#### REQUEST:
From the listing below, extract each line containing the string "screenshot".

(Entries with page source code)
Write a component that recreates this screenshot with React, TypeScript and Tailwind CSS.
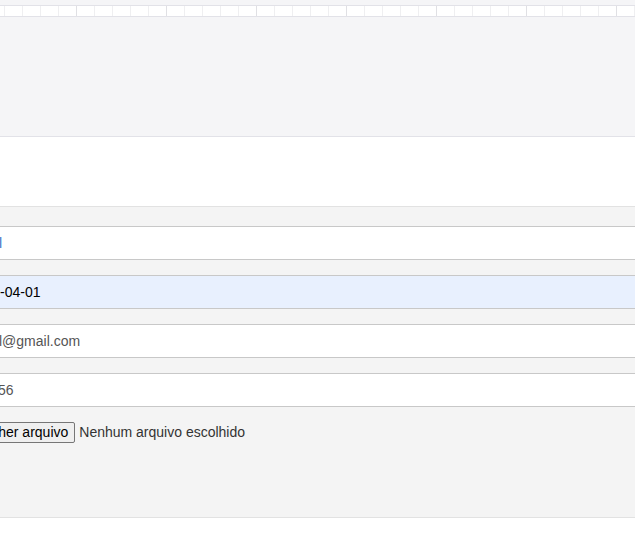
import React from 'react';

const cells = Array.from({ length: 38 });

const Field = ({
  prefix,
  shown,
  cut,
  className,
  textClass,
}: {
  prefix: string;
  shown: string;
  cut: number;
  className: string;
  textClass: string;
}) => (
  <div className={`h-[34px] border-y border-[#c8c8c8] flex items-center whitespace-nowrap overflow-hidden ${className}`}>
    <span className={`text-[14px] ${textClass}`} style={{ marginLeft: -cut }}>
      <span className="inline-block text-right" style={{ width: 200 }}>{prefix}</span>
      {shown}
    </span>
  </div>
);

export default function App() {
  return (
    <div className="w-[635px] h-[548px] overflow-hidden bg-white font-['Liberation_Sans',Arial,sans-serif]">
      {/* cabeçalho / régua */}
      <div className="h-[5px] bg-[#f5f5f7]" />
      <div className="h-[12px] border-y border-[#e2e2e8] bg-white flex overflow-hidden">
        <div className="flex shrink-0 -ml-[13px]">
          {cells.map((_, i) => (
            <div
              key={i}
              className={`w-[18px] h-full shrink-0 border-r ${i % 5 === 4 ? 'border-[#e0e0e4]' : 'border-[#efeff1]'}`}
            />
          ))}
        </div>
      </div>
      <div className="h-[120px] bg-[#f5f5f7] border-b border-[#e2e2e8]" />
      <div className="h-[70px] bg-white border-b border-[#e2e2e2]" />

      {/* formulário */}
      <div className="bg-[#f4f4f4] pt-[19px] flex flex-col gap-[15px]">
        <Field prefix="Danie" shown="l" cut={201} className="bg-white" textClass="text-[#3d74c7]" />
        <Field prefix="2000" shown="-04-01" cut={200} className="bg-[#e8f0fe]" textClass="text-black" />
        <Field prefix="danie" shown="l@gmail.com" cut={201} className="bg-white" textClass="text-[#555]" />
        <Field prefix="(11) 91234-34" shown="56" cut={202} className="bg-white" textClass="text-[#555]" />
      </div>
      <div className="h-[111px] bg-[#f4f4f4] border-b border-[#e2e2e2] pt-[15px] flex items-start whitespace-nowrap overflow-hidden">
        <div className="flex items-center -ml-[43px] text-[14px]">
          <span className="h-[21px] px-[6px] flex items-center border border-[#767676] rounded-[2px] bg-[#efefef] text-black">
            Escolher arquivo
          </span>
          <span className="ml-[4px] text-[#333]">Nenhum arquivo escolhido</span>
        </div>
      </div>
      <div className="h-[30px] bg-white" />
    </div>
  );
}
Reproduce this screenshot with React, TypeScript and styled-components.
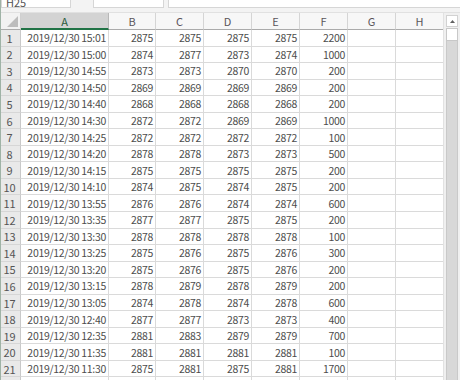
import styled, { createGlobalStyle } from 'styled-components'

const GlobalStyle = createGlobalStyle`
	html, body {
		margin: 0;
		padding: 0;
		background: #ffffff;
		overflow: hidden;
	}
	body {
		font-family: "Noto Sans CJK JP", "Noto Sans", sans-serif;
	}
`

const rows: [string, number, number, number, number, number][] = [
	['15:01', 2875, 2875, 2875, 2875, 2200],
	['15:00', 2874, 2877, 2873, 2874, 1000],
	['14:55', 2873, 2873, 2870, 2870, 200],
	['14:50', 2869, 2869, 2869, 2869, 200],
	['14:40', 2868, 2868, 2868, 2868, 200],
	['14:30', 2872, 2872, 2869, 2869, 1000],
	['14:25', 2872, 2872, 2872, 2872, 100],
	['14:20', 2878, 2878, 2873, 2873, 500],
	['14:15', 2875, 2875, 2875, 2875, 200],
	['14:10', 2874, 2875, 2874, 2875, 200],
	['13:55', 2876, 2876, 2874, 2874, 600],
	['13:35', 2877, 2877, 2875, 2875, 200],
	['13:30', 2878, 2878, 2878, 2878, 100],
	['13:25', 2875, 2876, 2875, 2876, 300],
	['13:20', 2875, 2876, 2875, 2876, 200],
	['13:15', 2878, 2879, 2878, 2879, 200],
	['13:05', 2874, 2878, 2874, 2878, 600],
	['12:40', 2877, 2877, 2873, 2873, 400],
	['12:35', 2881, 2883, 2879, 2879, 700],
	['11:35', 2881, 2881, 2881, 2881, 100],
	['11:30', 2875, 2881, 2875, 2881, 1700],
]

const columns = ['A', 'B', 'C', 'D', 'E', 'F', 'G', 'H']

const Window = styled.div`
	width: 460px;
	height: 380px;
	overflow: hidden;
	display: flex;
	flex-direction: column;
	background: #ffffff;
	border-left: 1px solid #9fb3a6;
	box-sizing: border-box;
`

const FormulaBar = styled.div`
	height: 13px;
	flex: none;
	display: flex;
	background: #f3f3f3;
	border-bottom: 1px solid #e1e1e1;
	box-sizing: border-box;
`

const Field = styled.div<{ $width: number; $gap: number }>`
	width: ${p => p.$width}px;
	margin-left: ${p => p.$gap}px;
	height: 8px;
	background: #ffffff;
	border: 1px solid #d6d6d6;
	border-top: none;
	box-sizing: border-box;
	overflow: hidden;
	display: flex;
	align-items: flex-end;
	padding-left: 4px;
	font-size: 11px;
	color: #555;
	flex: none;
`

const FieldText = styled.span`
	line-height: 12px;
	margin-bottom: -1px;
`

const Main = styled.div`
	flex: 1;
	display: flex;
	min-height: 0;
`

const Sheet = styled.div`
	width: 443px;
	display: grid;
	grid-template-columns: 20px 88px 47px repeat(6, 48px);
	grid-template-rows: 17px;
	grid-auto-rows: 16.55px;
	align-content: start;
	overflow: hidden;
	font-size: 10.5px;
	color: #4d4d4d;
`

const Corner = styled.div`
	background: #f2f2f2;
	border-right: 1px solid #d0d0d0;
	border-bottom: 1px solid #ababab;
	display: flex;
	align-items: flex-end;
	justify-content: flex-end;
	padding: 0 2px 2px 0;
	box-sizing: border-box;
`

const ColHead = styled.div<{ $active?: boolean }>`
	background: ${p => (p.$active ? '#d3d3d3' : '#f7f7f7')};
	border-right: 1px solid ${p => (p.$active ? '#b8b8b8' : '#d5d5d5')};
	border-bottom: ${p => (p.$active ? '2px solid #217346' : '1px solid #ababab')};
	color: ${p => (p.$active ? '#2a5a3c' : '#5a545a')};
	font-size: 11px;
	display: flex;
	align-items: center;
	justify-content: center;
	box-sizing: border-box;
	line-height: 1;
	padding-top: 1px;
`

const RowHead = styled.div`
	background: #e9e9e9;
	border-right: 1px solid #c9c9c9;
	border-bottom: 1px solid #d6d6d6;
	color: #555;
	font-size: 11px;
	display: flex;
	align-items: center;
	justify-content: center;
	padding-right: 2px;
	box-sizing: border-box;
	overflow: hidden;
`

const Cell = styled.div`
	border-right: 1px solid #dadada;
	border-bottom: 1px solid #dadada;
	display: flex;
	align-items: center;
	justify-content: flex-end;
	padding-right: 2px;
	box-sizing: border-box;
	white-space: nowrap;
	overflow: hidden;
	letter-spacing: -0.3px;
`

const VScroll = styled.div`
	width: 17px;
	flex: none;
	display: flex;
	flex-direction: column;
	padding: 2px 2px 0 2px;
	border-left: 1px solid #e2e2e2;
	box-sizing: border-box;
	background: #f0f0f0;
`

const ScrollButton = styled.div`
	height: 10px;
	background: #ffffff;
	border: 1px solid #d2d2d2;
	display: flex;
	align-items: center;
	justify-content: center;
`

const Thumb = styled.div`
	height: 11px;
	margin-top: 1px;
	background: #ffffff;
	border: 1px solid #c8c8c8;
`

const Track = styled.div`
	flex: 1;
	background: #d8d8d8;
	border-left: 1px solid #c9c9c9;
	border-right: 1px solid #c9c9c9;
`

const Row = ({ index, data }: { index: number; data: (typeof rows)[number] }) => (
	<>
		<RowHead>{index}</RowHead>
		<Cell>2019/12/30 {data[0]}</Cell>
		<Cell>{data[1]}</Cell>
		<Cell>{data[2]}</Cell>
		<Cell>{data[3]}</Cell>
		<Cell>{data[4]}</Cell>
		<Cell>{data[5]}</Cell>
		<Cell />
		<Cell />
	</>
)

// the next row is only a sliver at the bottom edge, so its cells stay empty
const FillerRow = () => (
	<>
		<RowHead />
		{columns.map(c => <Cell key={c} />)}
	</>
)

const App = () => (
	<>
		<GlobalStyle />
		<Window>
			<FormulaBar>
				<Field $width={70} $gap={0}><FieldText>H25</FieldText></Field>
				<Field $width={71} $gap={22}><FieldText /></Field>
				<Field $width={293} $gap={4}><FieldText /></Field>
			</FormulaBar>
			<Main>
				<Sheet>
					<Corner>
						<svg width="11" height="11" viewBox="0 0 11 11">
							<polygon points="11,0 11,11 0,11" fill="#bdbdbd" />
						</svg>
					</Corner>
					{columns.map(c => (
						<ColHead key={c} $active={c === 'A'}>{c}</ColHead>
					))}
					{rows.map((r, i) => (
						<Row key={i} index={i + 1} data={r} />
					))}
					<FillerRow />
				</Sheet>
				<VScroll>
					<ScrollButton>
						<svg width="5" height="3" viewBox="0 0 5 3">
							<polygon points="2.5,0 5,3 0,3" fill="#606060" />
						</svg>
					</ScrollButton>
					<Thumb />
					<Track />
				</VScroll>
			</Main>
		</Window>
	</>
)

export default App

#### SOLUTION TO THIS EXERCISE:
Write a component that recreates this screenshot with React, TypeScript and Tailwind CSS.
Reproduce this screenshot with React, TypeScript and styled-components.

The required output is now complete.